Бессмертным на капитанском мостике оказался только руководитель студии Игорь Волгин, который при таких вот неблагонадежных старостах выжил и ведет студийные занятия по сю пору.
Мировой рекорд, наверное? Гиннес?
В США нет министерства культуры (и как они обходятся без?), но есть Национальный фонд искусств, во главе которого однажды оказался Дэйна Джойя, поэт, автор эссе «Нужна ли поэзия?». Став начальником, он со свойственной в Штатах даже поэтам практичностью ответил на свой риторический вопрос шумной кампанией по возвращению популярности чтению вообще и поэзии в частности, в рамках которой и предложил мне составить обширную антологию современной русской поэзии.
К тому времени московские поэты уже обрели некоторый опыт заокеанских выступлений, чем приятно было козырять воротясь, однако по факту турне ограничивалось эмигрантскими закутками и кафедрами славистики уездных университетов.

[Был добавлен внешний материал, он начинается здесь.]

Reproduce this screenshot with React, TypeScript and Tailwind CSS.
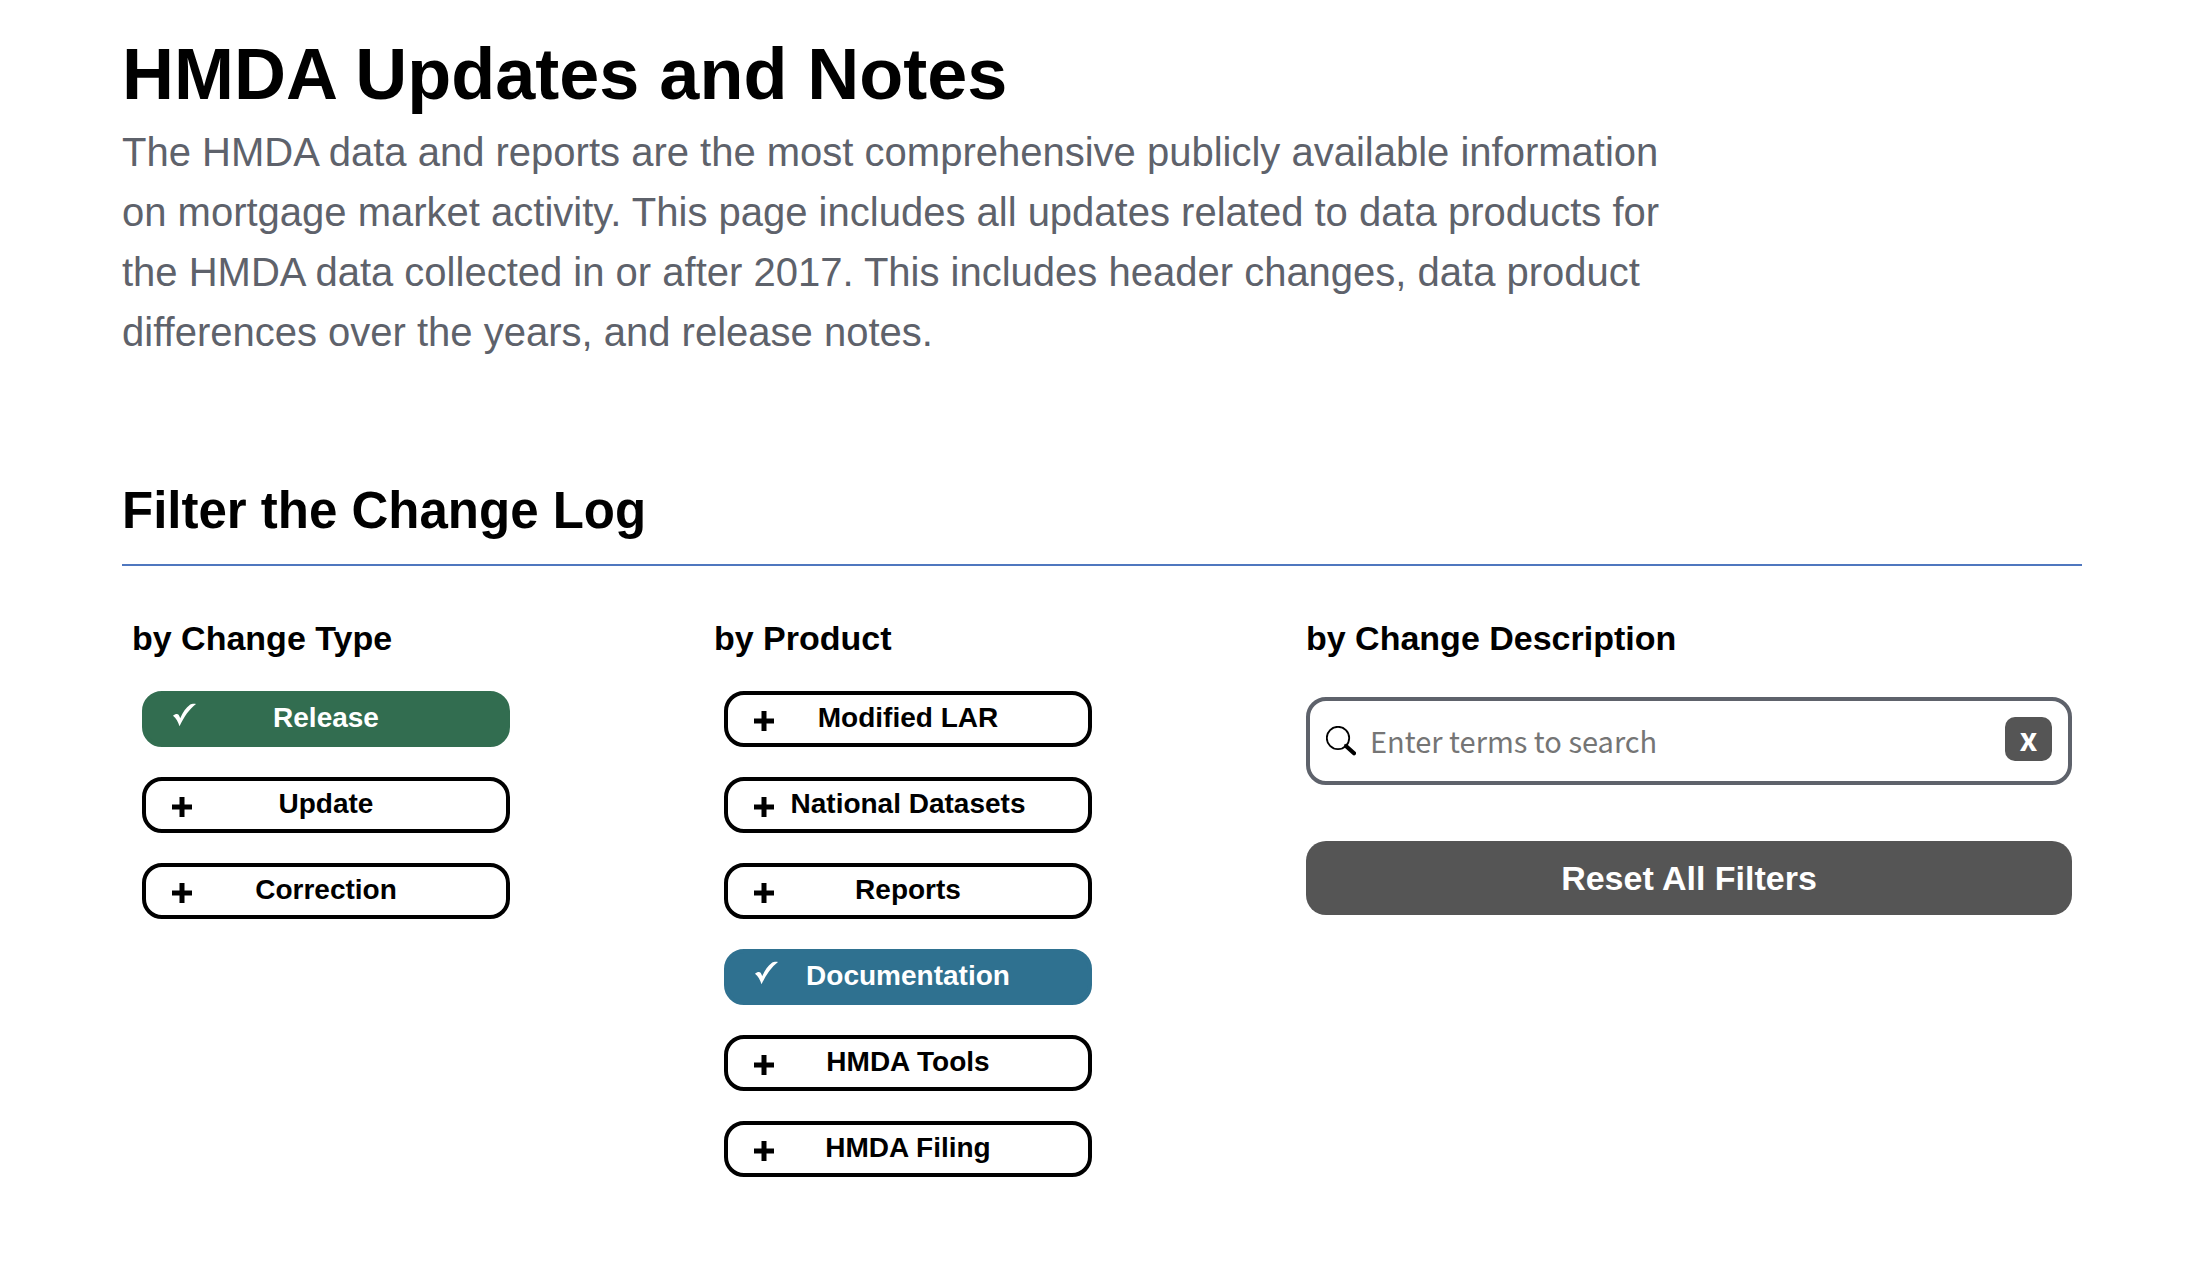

Представляя вышедшую антологию, наш перекати-поле-десант, пожалуй, впервые в новые времена выходил к неожиданно большим аудиториям, невесть почему готовым слушать русских поэтов.
Сперва гремучая смесь пафосных атрибутов официального трипа с сугубо частной сутью стихотворного ремесла коробила. Программа была пугающе обширна, переполнена обстоятельствами времени и места. Чикагская часть начиналась незатейливо, но решительно: «8.00. Завтрак с профессором Кутиком».
С Ильей мы давно не виделись, после объятий не мог не осведомиться:
– Илюша, «завтрак с профессором Кутиком» – это сначала йогурт, потом водка или сначала водка, потом йогурт?